TASK TO CARRY OUT
Copy out every line exactly, passing over the pictures.

RAW DATA
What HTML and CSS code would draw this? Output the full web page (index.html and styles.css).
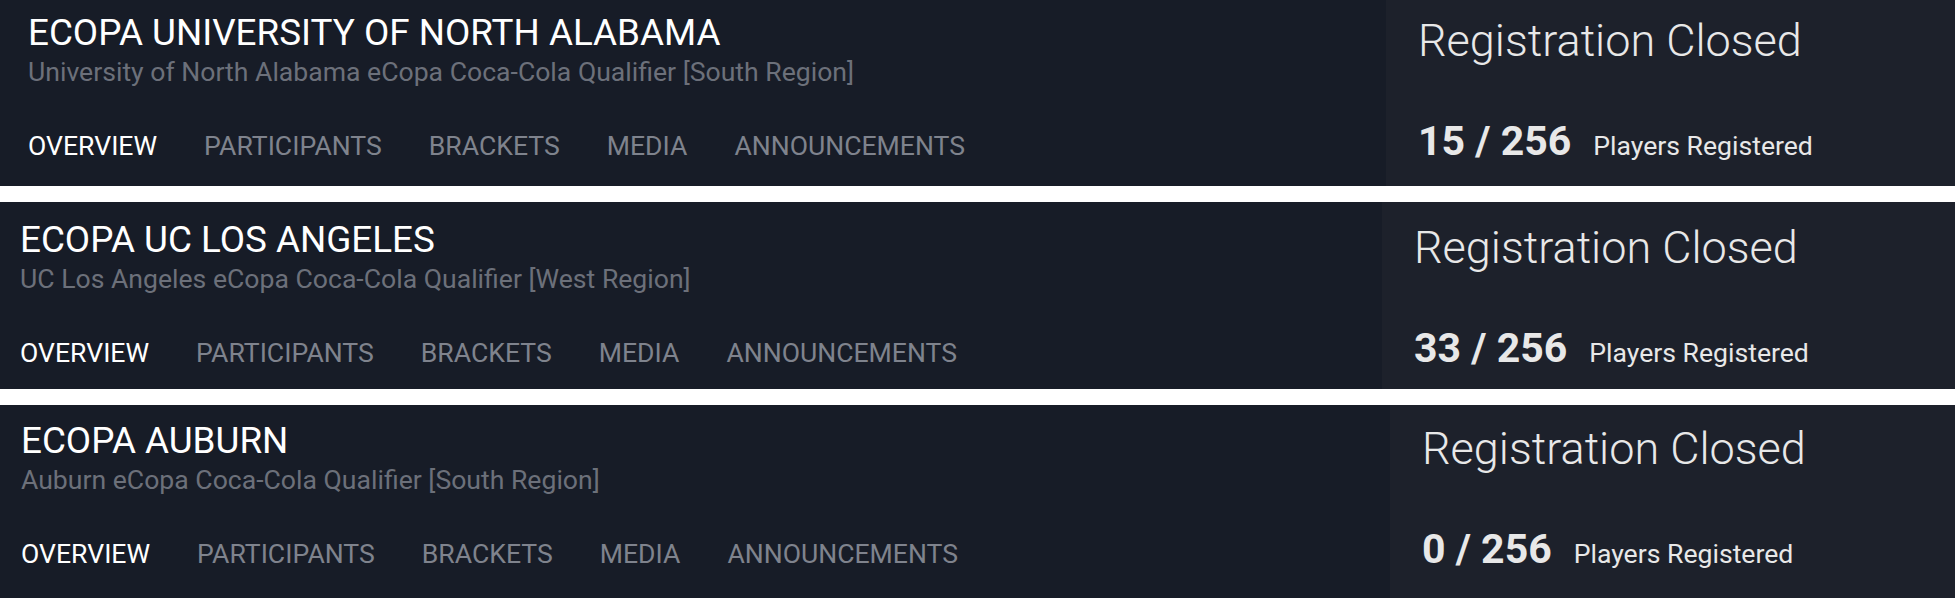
FILE: index.html
```html
<!DOCTYPE html>
<html lang="en">
<head>
  <meta charset="UTF-8">
  <meta name="viewport" content="width=device-width, initial-scale=1.0">
  <title>eCopa Qualifiers</title>
  <link rel="stylesheet" href="styles.css">
</head>
<body>
  <div class="events">
    <div class="event event--a">
      <div class="event-info">
        <h2 class="event-title">ECOPA UNIVERSITY OF NORTH ALABAMA</h2>
        <p class="event-sub">University of North Alabama eCopa Coca-Cola Qualifier [South Region]</p>
        <nav class="event-nav">
          <a href="#" class="active">OVERVIEW</a>
          <a href="#">PARTICIPANTS</a>
          <a href="#">BRACKETS</a>
          <a href="#">MEDIA</a>
          <a href="#">ANNOUNCEMENTS</a>
        </nav>
      </div>
      <div class="event-status">
        <div class="status-label">Registration Closed</div>
        <div class="status-count"><strong>15 / 256</strong><span>Players Registered</span></div>
      </div>
    </div>

    <div class="event event--b">
      <div class="event-info">
        <h2 class="event-title">ECOPA UC LOS ANGELES</h2>
        <p class="event-sub">UC Los Angeles eCopa Coca-Cola Qualifier [West Region]</p>
        <nav class="event-nav">
          <a href="#" class="active">OVERVIEW</a>
          <a href="#">PARTICIPANTS</a>
          <a href="#">BRACKETS</a>
          <a href="#">MEDIA</a>
          <a href="#">ANNOUNCEMENTS</a>
        </nav>
      </div>
      <div class="event-status">
        <div class="status-label">Registration Closed</div>
        <div class="status-count"><strong>33 / 256</strong><span>Players Registered</span></div>
      </div>
    </div>

    <div class="event event--c">
      <div class="event-info">
        <h2 class="event-title">ECOPA AUBURN</h2>
        <p class="event-sub">Auburn eCopa Coca-Cola Qualifier [South Region]</p>
        <nav class="event-nav">
          <a href="#" class="active">OVERVIEW</a>
          <a href="#">PARTICIPANTS</a>
          <a href="#">BRACKETS</a>
          <a href="#">MEDIA</a>
          <a href="#">ANNOUNCEMENTS</a>
        </nav>
      </div>
      <div class="event-status">
        <div class="status-label">Registration Closed</div>
        <div class="status-count"><strong>0 / 256</strong><span>Players Registered</span></div>
      </div>
    </div>
  </div>
</body>
</html>
```

FILE: styles.css
```css
body {
  font-family: Roboto, "Liberation Sans", sans-serif;
  margin: 0;
  padding: 0;
  background-color: #fff;
  overflow: hidden;
}

.events {
  display: flex;
  flex-direction: column;
  gap: 16px;
}

.event {
  display: flex;
  height: 187px;
  background-color: #171c27;
}

.event-info {
  flex: 1;
  padding: 20px 0 0 22px;
}

.event-title {
  margin: 0;
  font-size: 36.8px;
  font-weight: 400;
  line-height: 1;
  color: #fff;
}

.event-sub {
  margin: 7px 0 0;
  font-size: 26.6px;
  line-height: 1;
  color: #6c707a;
}

.event-nav {
  display: flex;
  margin-top: 48px;
}

.event-nav a {
  margin-right: 47px;
  font-size: 26.6px;
  line-height: 1;
  color: #7f838d;
  text-decoration: none;
}

.event-nav a.active {
  color: #fff;
}

.event-status {
  width: 569px;
  padding: 23px 0 0 32px;
  box-sizing: border-box;
  background-color: #1d212b;
  color: #e8e8e8;
}

.status-label {
  font-size: 45px;
  font-weight: 300;
  line-height: 1;
}

.status-count {
  display: flex;
  align-items: baseline;
  margin-top: 58px;
}

.status-count strong {
  font-size: 41px;
  font-weight: 700;
  line-height: 1;
}

.status-count span {
  margin-left: 22px;
  font-size: 26.6px;
  line-height: 1;
}

.event--a {
  margin-top: -5px;
  height: 191px;
}

.event--a .event-info {
  padding-left: 28px;
}

.event--b .event-info {
  padding-left: 20px;
}

.event--b .event-status {
  width: 573px;
}

.event--c {
  height: 200px;
}

.event--c .event-info {
  padding-top: 18px;
  padding-left: 21px;
}

.event--c .event-status {
  width: 565px;
  padding-top: 21px;
}
```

EXERCISE RESPONSE
What HTML and CSS code would draw this? Output the full web page (index.html and styles.css).
FILE: index.html
```html
<!DOCTYPE html>
<html lang="en">
<head>
  <meta charset="UTF-8">
  <meta name="viewport" content="width=device-width, initial-scale=1.0">
  <title>eCopa Qualifiers</title>
  <link rel="stylesheet" href="styles.css">
</head>
<body>
  <div class="events">
    <div class="event event--a">
      <div class="event-info">
        <h2 class="event-title">ECOPA UNIVERSITY OF NORTH ALABAMA</h2>
        <p class="event-sub">University of North Alabama eCopa Coca-Cola Qualifier [South Region]</p>
        <nav class="event-nav">
          <a href="#" class="active">OVERVIEW</a>
          <a href="#">PARTICIPANTS</a>
          <a href="#">BRACKETS</a>
          <a href="#">MEDIA</a>
          <a href="#">ANNOUNCEMENTS</a>
        </nav>
      </div>
      <div class="event-status">
        <div class="status-label">Registration Closed</div>
        <div class="status-count"><strong>15 / 256</strong><span>Players Registered</span></div>
      </div>
    </div>

    <div class="event event--b">
      <div class="event-info">
        <h2 class="event-title">ECOPA UC LOS ANGELES</h2>
        <p class="event-sub">UC Los Angeles eCopa Coca-Cola Qualifier [West Region]</p>
        <nav class="event-nav">
          <a href="#" class="active">OVERVIEW</a>
          <a href="#">PARTICIPANTS</a>
          <a href="#">BRACKETS</a>
          <a href="#">MEDIA</a>
          <a href="#">ANNOUNCEMENTS</a>
        </nav>
      </div>
      <div class="event-status">
        <div class="status-label">Registration Closed</div>
        <div class="status-count"><strong>33 / 256</strong><span>Players Registered</span></div>
      </div>
    </div>

    <div class="event event--c">
      <div class="event-info">
        <h2 class="event-title">ECOPA AUBURN</h2>
        <p class="event-sub">Auburn eCopa Coca-Cola Qualifier [South Region]</p>
        <nav class="event-nav">
          <a href="#" class="active">OVERVIEW</a>
          <a href="#">PARTICIPANTS</a>
          <a href="#">BRACKETS</a>
          <a href="#">MEDIA</a>
          <a href="#">ANNOUNCEMENTS</a>
        </nav>
      </div>
      <div class="event-status">
        <div class="status-label">Registration Closed</div>
        <div class="status-count"><strong>0 / 256</strong><span>Players Registered</span></div>
      </div>
    </div>
  </div>
</body>
</html>
```

FILE: styles.css
```css
body {
  font-family: Roboto, "Liberation Sans", sans-serif;
  margin: 0;
  padding: 0;
  background-color: #fff;
  overflow: hidden;
}

.events {
  display: flex;
  flex-direction: column;
  gap: 16px;
}

.event {
  display: flex;
  height: 187px;
  background-color: #171c27;
}

.event-info {
  flex: 1;
  padding: 20px 0 0 22px;
}

.event-title {
  margin: 0;
  font-size: 36.8px;
  font-weight: 400;
  line-height: 1;
  color: #fff;
}

.event-sub {
  margin: 7px 0 0;
  font-size: 26.6px;
  line-height: 1;
  color: #6c707a;
}

.event-nav {
  display: flex;
  margin-top: 48px;
}

.event-nav a {
  margin-right: 47px;
  font-size: 26.6px;
  line-height: 1;
  color: #7f838d;
  text-decoration: none;
}

.event-nav a.active {
  color: #fff;
}

.event-status {
  width: 569px;
  padding: 23px 0 0 32px;
  box-sizing: border-box;
  background-color: #1d212b;
  color: #e8e8e8;
}

.status-label {
  font-size: 45px;
  font-weight: 300;
  line-height: 1;
}

.status-count {
  display: flex;
  align-items: baseline;
  margin-top: 58px;
}

.status-count strong {
  font-size: 41px;
  font-weight: 700;
  line-height: 1;
}

.status-count span {
  margin-left: 22px;
  font-size: 26.6px;
  line-height: 1;
}

.event--a {
  margin-top: -5px;
  height: 191px;
}

.event--a .event-info {
  padding-left: 28px;
}

.event--b .event-info {
  padding-left: 20px;
}

.event--b .event-status {
  width: 573px;
}

.event--c {
  height: 200px;
}

.event--c .event-info {
  padding-top: 18px;
  padding-left: 21px;
}

.event--c .event-status {
  width: 565px;
  padding-top: 21px;
}
```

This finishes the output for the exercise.